Reviewed: Peter Polites, The Pillars, Hachette, 2019
I’m re-reading The Pillars in a small box-like room in a high-density apartment block in Kensington (Bunurong Boon Wurrung and Wurundjeri Woi Wurrung lands of the Eastern Kulin Nations) while preparing a guest lecture for third-year architecture students. The apartments are structurally sound, but friends have occasionally commented that they resemble a prison, where long corridors eerily absent of residents look onto a large communal courtyard that is never used. Double security gates reinforce our safety as I wonder what developers imagined they were protecting us from.
This is high-quality urban living in a desirable neighbourhood, where murals in landscaped parklands illustrate the history of First Peoples with a similar uneasiness to Peter Polites’ western Sydney. In his second novel The Pillars, homogeneous suburbs such as Pemulwuy ‘are named after an Aboriginal warrior who fought against the colonisers during the Frontier Wars’. These urban landscapes pervade Australia and are reinforced by the cognitive dissonance of the built environment industry. And as the industry and wider public consciousness search for resolution through reconciliation, I increasingly turn to texts such as The Pillars. Its bleak depiction of place and identity—one that mediates between unbelonging and possession—is as clarifying as it is devastating.
The novel’s central character, Pano, is a queer second-generation Greek-Australian poet whose desire for success oscillates between materialism and artistic credibility. In his attempt to get there his actions are cruel, which painfully and comically distort the ‘Australian dream’—or, more accurately, middle-class entitlement to home ownership. His central relationships pivot between property owners: whether it’s Kane, his white Aussie housemate-cum-landlord and lover, or Basil, a high school friend and now developer making it on the market.
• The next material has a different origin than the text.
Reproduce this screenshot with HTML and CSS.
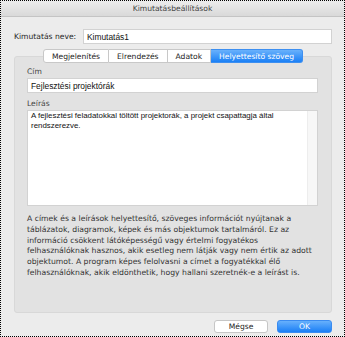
FILE: index.html
```html
<!DOCTYPE html>
<html lang="hu">
<head>
<meta charset="UTF-8" />
<meta name="viewport" content="width=device-width, initial-scale=1" />
<title>Kimutatásbeállítások</title>
<link rel="stylesheet" href="styles.css">
</head>
<body>

<div class="window">
  <div class="titlebar">Kimutatásbeállítások</div>

  <div class="content">
    <div class="nameRow">
      <label class="nameLabel">Kimutatás neve:</label>
      <div class="field nameField">Kimutatás1</div>
    </div>

    <div class="tabs">
      <div class="tab">Megjelenítés</div>
      <div class="tab">Elrendezés</div>
      <div class="tab">Adatok</div>
      <div class="tab selected">Helyettesítő szöveg</div>
    </div>

    <div class="panel">
      <div class="fieldLabel">Cím</div>
      <div class="field titleField">Fejlesztési projektórák</div>

      <div class="fieldLabel descLabel">Leírás</div>
      <div class="textarea">
        <div class="textareaText">A fejlesztési feladatokkal töltött projektorák, a projekt csapattagja által rendszerezve.</div>
        <div class="scrollTrack"></div>
      </div>

      <p class="help">A címek és a leírások helyettesítő, szöveges információt nyújtanak a táblázatok, diagramok, képek és más objektumok tartalmáról. Ez az információ csökkent látóképességű vagy értelmi fogyatékos felhasználóknak hasznos, akik esetleg nem látják vagy nem értik az adott objektumot. A program képes felolvasni a címet a fogyatékkal élő felhasználóknak, akik eldönthetik, hogy hallani szeretnék-e a leírást is.</p>
    </div>

    <div class="buttons">
      <button class="btn">Mégse</button>
      <button class="btn primary">OK</button>
    </div>
  </div>
</div>

</body>
</html>
```

FILE: styles.css
```css
body {
  margin: 0;
  font-family: "DejaVu Sans", "Liberation Sans", sans-serif;
  color: #262626;
}
.window {
  width: 345px;
  height: 337px;
  box-sizing: border-box;
  border: 1px dotted #000;
  background: #ececec;
}
.titlebar {
  height: 15px;
  line-height: 15px;
  text-align: center;
  font-size: 7.6px;
  color: #444;
  background: linear-gradient(#ececec, #d9d9d9);
  border-bottom: 1px solid #c4c4c4;
}
.content {
  padding: 12px 12px 0 13px;
}
.nameRow {
  display: flex;
  align-items: center;
  height: 15px;
}
.nameLabel {
  font-size: 7.6px;
  width: 69px;
}
.field {
  background: #fff;
  border: 1px solid #d2d2d2;
  box-sizing: border-box;
  font-family: "Liberation Sans", sans-serif;
  font-size: 8.4px;
  color: #111;
  padding-left: 3px;
  display: flex;
  align-items: center;
}
.nameField {
  flex: 1;
  height: 15px;
}
.tabs {
  display: flex;
  justify-content: center;
  margin: 5px 0 -7px 0;
  position: relative;
  z-index: 1;
}
.tab {
  height: 14px;
  line-height: 13px;
  box-sizing: border-box;
  font-size: 7.6px;
  color: #222;
  background: #fff;
  border: 1px solid #c8c8c8;
  border-left: none;
  padding: 0 8px;
}
.tab:first-child {
  border-left: 1px solid #c8c8c8;
  border-radius: 3px 0 0 3px;
}
.tab.selected {
  background: linear-gradient(#69b1fc, #1b80f6);
  border-color: #3d8ff0;
  color: #fff;
  border-radius: 0 3px 3px 0;
}
.panel {
  height: 257px;
  box-sizing: border-box;
  background: #e2e2e2;
  border: 1px solid #d8d8d8;
  border-radius: 3px;
  padding: 10px 13px 0 12px;
}
.fieldLabel {
  font-size: 7.6px;
  color: #444;
  height: 10px;
  line-height: 10px;
  margin-bottom: 1px;
}
.titleField {
  height: 15px;
}
.descLabel {
  margin-top: 6px;
}
.textarea {
  height: 96px;
  display: flex;
  background: #fff;
  border: 1px solid #d2d2d2;
  box-sizing: border-box;
}
.textareaText {
  flex: 1;
  font-family: "Liberation Sans", sans-serif;
  font-size: 7.9px;
  line-height: 10px;
  color: #111;
  padding: 0 3px;
}
.scrollTrack {
  width: 9px;
  background: #f7f7f7;
  border-left: 1px solid #ededed;
}
.help {
  margin: 8px 0 0 0;
  font-size: 7.7px;
  line-height: 10.8px;
  color: #333;
}
.buttons {
  display: flex;
  justify-content: flex-end;
  gap: 9px;
  margin-top: 7px;
}
.btn {
  height: 13px;
  width: 54px;
  padding: 0;
  font-family: "DejaVu Sans", sans-serif;
  font-size: 7.6px;
  color: #222;
  background: #fff;
  border: 1px solid #c6c6c6;
  border-radius: 3px;
}
.btn.primary {
  width: 55px;
  color: #fff;
  background: linear-gradient(#67b0fc, #1a7ff6);
  border-color: #3a8bf0;
}
```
Towards the end of the book, Pano’s most fatalistic move towards material possession involves exploiting his own mother, which sees him devise a merciless plot with Basil to develop the government housing she lives in, hoping that wealth (in the form of a finder’s fee) will lead to worldly validation. Through these relationships, we witness a relentless desire to claim space and identity through ownership or proximity to it.
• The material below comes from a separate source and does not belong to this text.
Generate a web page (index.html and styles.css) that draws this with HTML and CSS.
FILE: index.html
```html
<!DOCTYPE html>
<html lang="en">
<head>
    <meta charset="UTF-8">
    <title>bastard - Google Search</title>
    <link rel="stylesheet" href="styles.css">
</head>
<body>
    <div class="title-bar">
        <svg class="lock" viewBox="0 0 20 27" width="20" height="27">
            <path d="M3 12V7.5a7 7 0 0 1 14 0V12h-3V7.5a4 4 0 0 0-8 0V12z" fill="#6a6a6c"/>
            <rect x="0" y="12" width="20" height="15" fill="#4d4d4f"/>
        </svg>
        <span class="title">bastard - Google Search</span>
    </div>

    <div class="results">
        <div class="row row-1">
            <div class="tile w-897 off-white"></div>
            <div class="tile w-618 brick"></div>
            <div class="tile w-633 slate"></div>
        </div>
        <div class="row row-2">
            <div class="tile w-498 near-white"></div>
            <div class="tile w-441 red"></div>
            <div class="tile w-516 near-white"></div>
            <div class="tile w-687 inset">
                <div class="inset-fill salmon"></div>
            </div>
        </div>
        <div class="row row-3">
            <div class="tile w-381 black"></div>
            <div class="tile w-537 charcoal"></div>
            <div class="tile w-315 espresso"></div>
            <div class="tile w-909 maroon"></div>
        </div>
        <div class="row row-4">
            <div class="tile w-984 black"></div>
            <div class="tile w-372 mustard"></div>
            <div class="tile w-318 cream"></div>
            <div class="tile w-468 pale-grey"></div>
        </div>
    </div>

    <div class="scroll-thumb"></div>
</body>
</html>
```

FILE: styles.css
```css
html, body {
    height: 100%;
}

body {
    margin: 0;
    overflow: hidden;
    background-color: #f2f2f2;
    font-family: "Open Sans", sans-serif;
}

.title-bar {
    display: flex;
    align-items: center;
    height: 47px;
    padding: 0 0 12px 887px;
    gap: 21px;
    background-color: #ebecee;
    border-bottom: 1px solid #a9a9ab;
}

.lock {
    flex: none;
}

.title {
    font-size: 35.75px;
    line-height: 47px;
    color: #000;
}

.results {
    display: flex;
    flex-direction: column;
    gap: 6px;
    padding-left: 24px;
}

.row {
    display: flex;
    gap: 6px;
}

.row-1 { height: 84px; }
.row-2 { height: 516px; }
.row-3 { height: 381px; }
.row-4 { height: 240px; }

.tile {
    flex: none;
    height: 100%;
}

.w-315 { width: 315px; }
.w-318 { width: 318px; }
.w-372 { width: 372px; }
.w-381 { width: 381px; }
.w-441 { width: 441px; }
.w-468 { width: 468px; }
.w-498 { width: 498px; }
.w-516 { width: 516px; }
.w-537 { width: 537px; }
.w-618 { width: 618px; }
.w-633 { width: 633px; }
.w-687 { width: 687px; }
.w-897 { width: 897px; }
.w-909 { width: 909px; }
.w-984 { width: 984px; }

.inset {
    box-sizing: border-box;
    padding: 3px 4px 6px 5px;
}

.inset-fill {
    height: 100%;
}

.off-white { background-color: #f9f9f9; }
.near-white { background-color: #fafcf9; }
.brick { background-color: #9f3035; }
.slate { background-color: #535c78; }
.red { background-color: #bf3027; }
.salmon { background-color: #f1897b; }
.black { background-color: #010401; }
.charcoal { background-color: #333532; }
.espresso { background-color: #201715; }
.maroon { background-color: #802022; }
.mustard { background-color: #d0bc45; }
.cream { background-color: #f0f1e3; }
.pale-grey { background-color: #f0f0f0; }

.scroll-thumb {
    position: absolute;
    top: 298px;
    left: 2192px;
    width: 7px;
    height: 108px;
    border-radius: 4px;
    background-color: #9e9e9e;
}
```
Occasionally Pano appears critical, smugly explaining to Basil’s girlfriend Kamilla the first time they meet that his poetry ‘wasn’t that nice’, differentiating himself from the ‘Instagram pop poets’ she is familiar with. He describes how her ‘skin was too orange’ as if her fakeness reaffirms his own identity as stable and authentic. But we find out almost immediately that he is equally entwined in the superficiality that disgusts him, meticulously describing Basil’s apartment (‘The Pinnacle—which—of course—he had named’) in some detail.It is undeniable that envy coexists with the disdain.
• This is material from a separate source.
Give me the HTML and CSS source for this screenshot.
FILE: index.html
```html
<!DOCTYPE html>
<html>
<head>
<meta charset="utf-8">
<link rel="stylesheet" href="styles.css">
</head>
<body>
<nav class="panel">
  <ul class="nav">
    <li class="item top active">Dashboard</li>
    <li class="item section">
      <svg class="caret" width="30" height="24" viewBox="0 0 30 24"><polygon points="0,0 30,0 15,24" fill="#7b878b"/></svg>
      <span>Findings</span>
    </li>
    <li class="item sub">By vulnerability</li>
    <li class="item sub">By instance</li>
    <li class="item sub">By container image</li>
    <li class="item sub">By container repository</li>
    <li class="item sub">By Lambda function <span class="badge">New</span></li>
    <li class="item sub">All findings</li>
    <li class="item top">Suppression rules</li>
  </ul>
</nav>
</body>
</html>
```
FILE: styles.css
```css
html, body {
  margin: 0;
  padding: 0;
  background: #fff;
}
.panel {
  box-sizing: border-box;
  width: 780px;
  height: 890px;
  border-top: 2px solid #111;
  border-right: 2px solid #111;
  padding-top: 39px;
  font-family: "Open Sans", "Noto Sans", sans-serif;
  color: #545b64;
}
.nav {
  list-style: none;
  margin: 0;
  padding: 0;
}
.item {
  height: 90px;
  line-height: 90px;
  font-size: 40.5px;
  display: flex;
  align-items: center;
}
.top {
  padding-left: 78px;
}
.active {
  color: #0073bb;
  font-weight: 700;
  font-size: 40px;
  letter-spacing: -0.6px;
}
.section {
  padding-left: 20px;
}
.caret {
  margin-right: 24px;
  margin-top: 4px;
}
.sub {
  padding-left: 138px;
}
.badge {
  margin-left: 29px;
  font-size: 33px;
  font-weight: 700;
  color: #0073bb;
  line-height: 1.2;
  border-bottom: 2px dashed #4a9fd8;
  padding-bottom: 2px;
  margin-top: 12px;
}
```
These types of interactions repeat throughout the novel and are often unpleasant to read. But they provide a far more realistic insight into Australia than what the left-leaning white middle class or model migrants are willing to acknowledge. The Pillars’ strength is its relentless dive into the ugliness of capitalism—its characters appear grotesque until you realise that they are recognisable. They are the logic of settler colonialism and our complicity is evident.
In some ways, the book fictionalises place, property and the construction of Australian nationhood as theorised by Goenpul Distinguished Professor Aileen Moreton-Robinson. In The White Possessive: Property, Power, and Indigenous Sovereignty, she writes that ‘cities signify with every building and every street that this land is now possessed by others; signs of white possession are embedded everywhere in the landscape’. This type of settler control of landscape and place echoes violently throughout The Pillars—the aspirational suburb of Pemulwuy exists to reinforce Anglo-Australian identity.
This fortification of settler colonial Australia surfaces with frightening palpability through Kane’s vehement opposition to a proposed mosque in the neighbourhood. Property ownership or white possession has erased the Sovereignty of Darug, Eora, Dharawal (also referred to as Tharawal) and Wiradjuri people in the settler consciousness, yet ‘Kane was determined to keep the original character of a suburb that was built a whole ten years ago’. In this conceptualisation of the suburb asserted through ownership, traditional custodianship is nullified. Anglo-Australian identity is established through formulaic housing developments or possession of unceded lands, which, as Moreton-Robinson notes:
In the Australian context, the sense of belonging, home, and place enjoyed by the non-Indigenous subject—coloniser/migrant—is based on the dispossession of the original owners of the land and the denial of our rights under international customary law. It is a sense of belonging derived from ownership as understood within the logic of capital, and it mobilises the legend of the pioneers, ‘the battler’ in its self-legitimisation.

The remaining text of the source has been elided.